A constructive suggestion to further reduce the amount of your naturist activities - getting dressed in the garden when your clothes have finally dried would reduce the number of "in the buff" house-to-laundry-line round trips by 0.5.
hippo, Jun 07 2005
  

       Minimizing streaking is futile.
Shz, Jun 07 2005
  

       Wouldn't wind load fool the device?
bristolz, Jun 07 2005
  

       what is needed (and then you can cavort about as long as you like in your garden /and by the way, I am a neighbour of yours with a camera, zoom lens and a sense of humour / is a washing bag that can be worn - I envisage something along the lines of a baby's romper suit.   

       +1 of course.
po, Jun 07 2005
  

       Ew. Yeah, [bz]. That might be a tough issue to get around in a simple manner.   

       - Networked clothes pins with relative humidity sensors, averaged and compared to ambient RH?
- Miniature strain gauges embedded along the top and side of the wires to detect deflection direction?
  

       This makes me think of an idea I once had for an outdoor tumble dryer: Large, like 6' diameter large, drum that will allow lots of air to pass through, solar concentrator to heat things up a bit.
half, Jun 07 2005
  

       [bris] A low-pass filter or boxcar averaging could smooth out short-term fluctuations due to wind. A very slowly changing wind load might still fool the device, but perhaps a wind gauge could be used to prevent that. Or, as [half] suggests, instead of measuring the line tension, it could be designed to measure only the vertical (not sideways) force at the point where one end of the line is anchored.
AO, Jun 07 2005
  

       By the way, all this high tech wizardry's going on and the best notification system you could come up with was a little flag that pops up outside? :)
half, Jun 07 2005
  

       The system should issue a notification to the household network and a notification manager could then decide the best way to notify the naked person whether on a display in use (TV, computer), cellphone, PDA, whole-home audio, ambient, lighting, etc.   

       A possible alternative method of dryness detection is to use one of those at-a-distance surface temperature devices aimed at a representative article of clothing on the line to monitor the surface temperature of the fabric. The evaporative action of drying will keep the clothing surface cooler than the ambient air temperature until the cloth is dry. A "they're dry!" notification is issued upon the clothing reaching the same temperature as the ambient air.   

       Another is to carefully measure the humidity in the immediate area of the drying clothing and compare that to a control humidty measurement taken from an area just outside of the drying region. When the two humidity points match, the clothes are dry.   

       Another is to place thirsty insects in the area and then monitor whether they are on the clothing or not. When they are all off the clothing that means that there isn't any more water to be had and that the clothing is dry.   

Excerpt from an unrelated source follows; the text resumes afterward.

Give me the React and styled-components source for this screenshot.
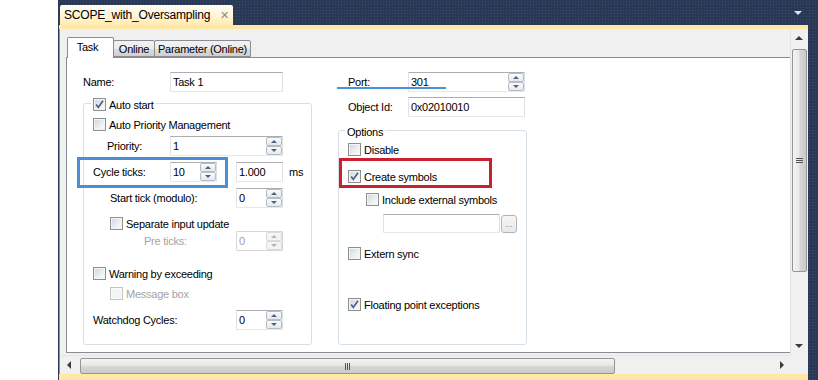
import styled, { createGlobalStyle } from 'styled-components'

const GlobalStyle = createGlobalStyle`
  html, body { margin: 0; padding: 0; background: #ffffff; }
  body {
    font-family: 'Liberation Sans', Arial, sans-serif;
    font-size: 11px;
    letter-spacing: -0.25px;
    color: #000;
  }
  * { box-sizing: border-box; }
`

const Page = styled.div`
  width: 818px;
  height: 380px;
  display: flex;
  overflow: hidden;
  background: #fff;
`

const Frame = styled.div`
  margin-left: 58px;
  flex: 1;
  display: flex;
  flex-direction: column;
  padding: 5px 10px 0 1px;
  background-color: #293955;
  background-image: radial-gradient(#3b4d6f 0.8px, transparent 0.9px);
  background-size: 3px 3px;
`

const DocTabRow = styled.div`
  height: 20px;
  display: flex;
  align-items: stretch;
`

const DocTab = styled.div`
  width: 173px;
  margin-left: 1px;
  padding-left: 4px;
  display: flex;
  align-items: center;
  gap: 10px;
  border-radius: 2px 2px 0 0;
  background: linear-gradient(#fffcf4, #fff4d6 55%, #ffeab0);
  font-size: 12px;
  letter-spacing: -0.2px;
`

const CloseGlyph = styled.span`
  color: #8a8a8a;
  font-size: 11px;
`

const MenuArrow = styled.span`
  margin: 10px 6px 0 auto;
`

const AccentStrip = styled.div`
  height: ${p => p.$h}px;
  background: #ffe8a6;
  flex: none;
`

const DocBody = styled.div`
  flex: 1;
  min-height: 0;
  display: grid;
  grid-template-columns: 1fr 16px;
  grid-template-rows: 1fr 19px;
  padding-right: 2px;
  background: #f0f0f0;
  border-left: 1px solid #8d8f94;
`

const Viewport = styled.div`
  overflow: hidden;
  padding: 8px 0 0 6px;
  background: #f0f0f0;
`

const TabStrip = styled.div`
  display: flex;
  align-items: flex-end;
  height: 20px;
  padding-left: 1px;
`

const Tab = styled.div`
  position: relative;
  z-index: ${p => (p.$active ? 1 : 0)};
  width: ${p => p.$w}px;
  height: ${p => (p.$active ? 21 : 17)}px;
  margin-bottom: ${p => (p.$active ? -1 : 0)}px;
  margin-left: ${p => (p.$first ? 0 : -1)}px;
  display: flex;
  align-items: center;
  justify-content: center;
  padding-right: ${p => p.$pr || 0}px;
  padding-bottom: ${p => (p.$active ? 2 : 0)}px;
  border: 1px solid #898c95;
  border-bottom: ${p => (p.$active ? 'none' : '1px solid #898c95')};
  border-radius: 2px 2px 0 0;
  background: ${p =>
    p.$active ? '#fff' : 'linear-gradient(#f2f2f2, #ebebeb 50%, #dddddd 51%, #cfcfcf)'};
`

const Panel = styled.div`
  width: 760px;
  height: 296px;
  border: 1px solid #898c95;
  background: #fff;
  padding: 14px 0 0 16px;
  display: flex;
  gap: 26px;
`

const Column = styled.div`
  width: ${p => p.$w}px;
  flex: none;
  display: flex;
  flex-direction: column;
`

const Row = styled.div`
  position: relative;
  display: flex;
  align-items: center;
  height: ${p => p.$h || 20}px;
  margin-top: ${p => p.$mt || 0}px;
  padding-left: ${p => p.$indent || 0}px;
  flex: none;
`

const Label = styled.span`
  width: ${p => (p.$w ? `${p.$w}px` : 'auto')};
  margin-left: ${p => p.$ml || 0}px;
  flex: none;
  white-space: nowrap;
  color: ${p => (p.$disabled ? '#a3a3a3' : '#000')};
`

const PortRow = styled(Row)`
  &::after {
    content: '';
    position: absolute;
    left: -1px;
    top: 15px;
    width: 109px;
    height: 2px;
    background: #4b92d8;
  }
`

const GroupBox = styled.div`
  margin-top: ${p => p.$mt}px;
  height: ${p => p.$h}px;
  border: 1px solid #d5dfe5;
  border-radius: 3px;
  display: flex;
  flex-direction: column;
`

const Legend = styled.div`
  display: flex;
  align-items: center;
  gap: 3px;
  width: fit-content;
  height: 13px;
  margin: -6px 0 0 ${p => p.$ml}px;
  padding: 0 2px;
  background: #fff;
`

const Box = styled.span`
  position: relative;
  flex: none;
  width: 13px;
  height: 13px;
  border: 1px solid ${p => (p.$disabled ? '#c4c4c4' : '#8e8f8f')};
  background: ${p =>
    p.$disabled ? '#f4f4f4' : 'linear-gradient(135deg, #d0d3d8, #eef0f2 60%, #fbfbfb)'};
  box-shadow: inset 0 0 0 1px ${p => (p.$disabled ? '#fafafa' : '#f4f4f4')};
  svg { position: absolute; left: 0; top: 0; }
`

const CheckLine = styled(Row)`
  gap: 3px;
`

const Highlight = styled.div`
  display: flex;
  align-items: center;
  flex: none;
  border: 3px solid #4a8fd6;
  margin: -5px -11px -6px -16px;
  padding: 2px 8px 3px 13px;
`

const Marked = styled.div`
  display: flex;
  align-items: center;
  gap: 3px;
  width: 153px;
  margin-top: 2px;
  border: 3px solid #c9212f;
  padding: 9px 0 2px 6px;
`

const Field = styled.div`
  position: relative;
  width: ${p => p.$w}px;
  height: ${p => p.$h || 20}px;
  margin-left: ${p => p.$ml || 0}px;
  flex: none;
  display: flex;
  align-items: center;
  padding-left: 2px;
  border: 1px solid;
  border-color: ${p =>
    p.$disabled ? '#d6d6d6' : '#abadb3 #dbdfe6 #e3e9ef #e2e3ea'};
  border-radius: 1px;
  background: #fff;
  color: ${p => (p.$disabled ? '#a3a3a3' : '#000')};
`

const SpinButtons = styled.div`
  margin-left: auto;
  width: 17px;
  height: 100%;
  display: flex;
  flex-direction: column;
  padding: 0 0 0 1px;
`

const SpinHalf = styled.div`
  flex: 1;
  display: flex;
  align-items: center;
  justify-content: center;
  border: 1px solid ${p => (p.$disabled ? '#dadada' : '#b4bcc6')};
  border-radius: 2px;
  background: ${p => (p.$disabled ? '#f4f4f4' : 'linear-gradient(#fbfbfb, #e6e8eb)')};
`

const DotsButton = styled.div`
  width: 16px;
  height: 18px;
  margin-left: 1px;
  display: flex;
  align-items: flex-end;
  justify-content: center;
  padding-bottom: 3px;
  border: 1px solid #b4b4b4;
  border-radius: 3px;
  background: linear-gradient(#f6f6f6, #e9e9e9);
  color: #8a8a8a;
  font-size: 9px;
  letter-spacing: 0;
`

const Triangle = styled.span`
  flex: none;
  width: 0;
  height: 0;
  ${({ $dir, $w = 6, $h = 3, $c = '#3c3c3c' }) => {
    const half = $w / 2
    if ($dir === 'up')
      return `border-left:${half}px solid transparent;border-right:${half}px solid transparent;border-bottom:${$h}px solid ${$c};`
    if ($dir === 'down')
      return `border-left:${half}px solid transparent;border-right:${half}px solid transparent;border-top:${$h}px solid ${$c};`
    if ($dir === 'left')
      return `border-top:${half}px solid transparent;border-bottom:${half}px solid transparent;border-right:${$h}px solid ${$c};`
    return `border-top:${half}px solid transparent;border-bottom:${half}px solid transparent;border-left:${$h}px solid ${$c};`
  }}
`

const VScroll = styled.div`
  display: flex;
  flex-direction: column;
  align-items: center;
  background: #f0f0f0;
  border-left: 1px solid #e4e4e4;
`

const ArrowCell = styled.div`
  flex: none;
  width: ${p => p.$w || 16}px;
  height: ${p => p.$h || 16}px;
  display: flex;
  align-items: center;
  justify-content: center;
`

const VThumb = styled.div`
  width: 15px;
  height: 223px;
  margin: 2px 0 0 1px;
  display: flex;
  align-items: center;
  justify-content: center;
  border: 1px solid #959595;
  border-radius: 2px;
  background: linear-gradient(90deg, #f4f4f4, #e8e8e8 45%, #d6d6d6 55%, #cacaca);
`

const HScroll = styled.div`
  display: flex;
  align-items: center;
  background: #f0f0f0;
  border-top: 1px solid #e6e6e6;
`

const HThumb = styled.div`
  width: 535px;
  height: 16px;
  margin: 2px 0 0 3px;
  display: flex;
  align-items: center;
  justify-content: center;
  border: 1px solid #959595;
  border-radius: 2px;
  background: linear-gradient(#f4f4f4, #e8e8e8 45%, #d6d6d6 55%, #cacaca);
`

const Spacer = styled.div`
  flex: 1;
`

const Corner = styled.div`
  background: #f0f0f0;
`

const Check = ({ checked, disabled }) => (
  <Box $disabled={disabled}>
    {checked && (
      <svg width="11" height="11" viewBox="0 0 11 11">
        <path d="M2.2 5.6 L4.3 8.4 L9 1.8" fill="none" stroke="#4a5d8c" strokeWidth="1.7" />
      </svg>
    )}
  </Box>
)

const Spin = ({ value, w, ml, disabled }) => (
  <Field $w={w} $ml={ml} $disabled={disabled}>
    {value}
    <SpinButtons>
      <SpinHalf $disabled={disabled}>
        <Triangle $dir="up" $w={6} $h={3} $c={disabled ? '#b5b5b5' : '#4d6388'} />
      </SpinHalf>
      <SpinHalf $disabled={disabled}>
        <Triangle $dir="down" $w={6} $h={3} $c={disabled ? '#b5b5b5' : '#4d6388'} />
      </SpinHalf>
    </SpinButtons>
  </Field>
)

const CheckItem = ({ label, checked, disabled, indent, mt }) => (
  <CheckLine $h={13} $mt={mt} $indent={indent}>
    <Check checked={checked} disabled={disabled} />
    <Label $disabled={disabled}>{label}</Label>
  </CheckLine>
)

const Grip = ({ vertical }) => (
  <svg width={vertical ? 7 : 6} height={vertical ? 6 : 7} viewBox={vertical ? '0 0 7 6' : '0 0 6 7'}>
    {[0, 2, 4].map(o =>
      vertical ? (
        <rect key={o} x="0" y={o} width="7" height="1" fill="#555" />
      ) : (
        <rect key={o} x={o} y="0" width="1" height="7" fill="#555" />
      )
    )}
  </svg>
)

const App = () => (
  <Page>
    <GlobalStyle />
    <Frame>
      <DocTabRow>
        <DocTab>
          SCOPE_with_Oversampling
          <CloseGlyph>✕</CloseGlyph>
        </DocTab>
        <MenuArrow>
          <Triangle $dir="down" $w={8} $h={4} $c="#dfe5ef" />
        </MenuArrow>
      </DocTabRow>
      <AccentStrip $h={4} />
      <DocBody>
        <Viewport>
          <TabStrip>
            <Tab $active $first $w={47} $pr={6}>Task</Tab>
            <Tab $w={42}>Online</Tab>
            <Tab $w={97}>Parameter (Online)</Tab>
          </TabStrip>
          <Panel>
            <Column $w={229}>
              <Row>
                <Label $w={87}>Name:</Label>
                <Field $w={113}>Task 1</Field>
              </Row>
              <GroupBox $mt={11} $h={242}>
                <Legend $ml={7}>
                  <Check checked />
                  <Label>Auto start</Label>
                </Legend>
                <CheckItem label="Auto Priority Management" indent={9} mt={7} />
                <Row $mt={5} $indent={23}>
                  <Label $w={63}>Priority:</Label>
                  <Spin value="1" w={113} />
                </Row>
                <Row $mt={6} $indent={9}>
                  <Highlight>
                    <Label $w={77}>Cycle ticks:</Label>
                    <Spin value="10" w={47} />
                  </Highlight>
                  <Field $w={47} $ml={19}>1.000</Field>
                  <Label $ml={6}>ms</Label>
                </Row>
                <Row $mt={6} $indent={26}>
                  <Label $w={126}>Start tick (modulo):</Label>
                  <Spin value="0" w={47} />
                </Row>
                <CheckItem label="Separate input update" indent={26} mt={9} />
                <Row $mt={1} $indent={60}>
                  <Label $w={92} $disabled>Pre ticks:</Label>
                  <Spin value="0" w={47} disabled />
                </Row>
                <CheckItem label="Warning by exceeding" indent={9} mt={16} />
                <CheckItem label="Message box" indent={26} mt={7} disabled />
                <Row $mt={10} $indent={9}>
                  <Label $w={143}>Watchdog Cycles:</Label>
                  <Spin value="0" w={47} />
                </Row>
              </GroupBox>
            </Column>
            <Column $w={189}>
              <PortRow $indent={10}>
                <Label $w={60}>Port:</Label>
                <Spin value="301" w={117} />
              </PortRow>
              <Row $mt={5} $indent={10}>
                <Label $w={60}>Object Id:</Label>
                <Field $w={117}>0x02010010</Field>
              </Row>
              <GroupBox $mt={13} $h={215}>
                <Legend $ml={6}>
                  <Label>Options</Label>
                </Legend>
                <CheckItem label="Disable" indent={9} mt={5} />
                <Marked>
                  <Check checked />
                  <Label>Create symbols</Label>
                </Marked>
                <CheckItem label="Include external symbols" indent={27} mt={5} />
                <Row $mt={8} $indent={44} $h={19}>
                  <Field $w={117} $h={19} />
                  <DotsButton>...</DotsButton>
                </Row>
                <CheckItem label="Extern sync" indent={9} mt={14} />
                <CheckItem label="Floating point exceptions" indent={9} mt={38} checked />
              </GroupBox>
            </Column>
          </Panel>
        </Viewport>
        <VScroll>
          <ArrowCell $h={18}>
            <Triangle $dir="up" $w={8} $h={4} />
          </ArrowCell>
          <VThumb>
            <Grip vertical />
          </VThumb>
          <Spacer />
          <ArrowCell $h={18}>
            <Triangle $dir="down" $w={8} $h={4} />
          </ArrowCell>
        </VScroll>
        <HScroll>
          <ArrowCell $w={17} $h={17}>
            <Triangle $dir="left" $w={8} $h={4} />
          </ArrowCell>
          <HThumb>
            <Grip />
          </HThumb>
          <Spacer />
          <ArrowCell $w={17} $h={17}>
            <Triangle $dir="right" $w={8} $h={4} />
          </ArrowCell>
        </HScroll>
        <Corner />
      </DocBody>
      <AccentStrip $h={6} />
    </Frame>
  </Page>
)

export default App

       Using a vibrating clothing line and precision audio discrimination one could mic the drying clothing and listen for the differences in the sound the fabric makes when damp as compared to a piece of dry control laundry.
bristolz, Jun 07 2005
  

       Several additional features could be built into the Mark 2 'super' version. A detector to correctly identify and de-spuriate additional line loads due to the tiny pattering feet of small rodents (squirrels, possums) or boidies a-perch upon the drying togs. And a feature that detects increased load, and stridently signals "Whoop. Whoop. Attention please. Come quick & de-hang the laundry. It's raining." The Mark 9 version could detect between rain and a thin layer of snow as well. NB: Not available in the Southern California version. Bun.
phlogiston, Jun 07 2005
  

       me hate wet jeans.
shapu, Jun 07 2005
  

       Timing is important. Watching the weather reports closely, getting that load out onto the line and back into the house between downpours, whether it's dry or not, shows neighbours you're sharp as a tack and that your floors are well waxed and not worth the time for inspection by the local committee.
mensmaximus, Jun 07 2005
  

       "carefully measure the humidity...compare that to a control humidty measurement ...", Hey, that was mine! I always did get the feeling that you weren't listening when I was talking.   

       I like the non-contact infrared thermometer idea a lot.
half, Jun 07 2005
  

       Wouldnt you need two measurements for this to work? The weight of the clothes both dry and wet. Or you could simply have it raise the flag when the tension on the rope stops decreasing.
10clock, Jun 08 2005
  

       yup, a croissant if you can do a wifi version so it can mail me.
neilp, Jun 08 2005
  

       what happens if it starts to rain (not an unusual occurence here)
po, Jun 08 2005
  

       Ooops. You're right [half]. I was picturing the hygrometer apparatus very differently and didn't recognize the similarity. My bad.
bristolz, Jun 08 2005
  

       Clothes pin heads that change color when they sense the desired headiness of 'sundried' smell, in my view is the way to go.
reensure, Jun 08 2005
  

       Then there's the 'curing' period, after being sun-dried, when the clothes are brought in and hung in a room for twenty four hours to seven days, then folded and stacked loosely in red cedar drawers with Martha Stewart pot-pouris nestled in the folds to surprise houseguests, who are going through your possessions while you're down at the corner deli picking out an expensive bottle of wine when a thief grabs the bottle from your hands as you leave the store. The smell of Martha's Vineyard fills the air that feeds the fire engulfing your house in the distance. Not a good day to have your laundry out.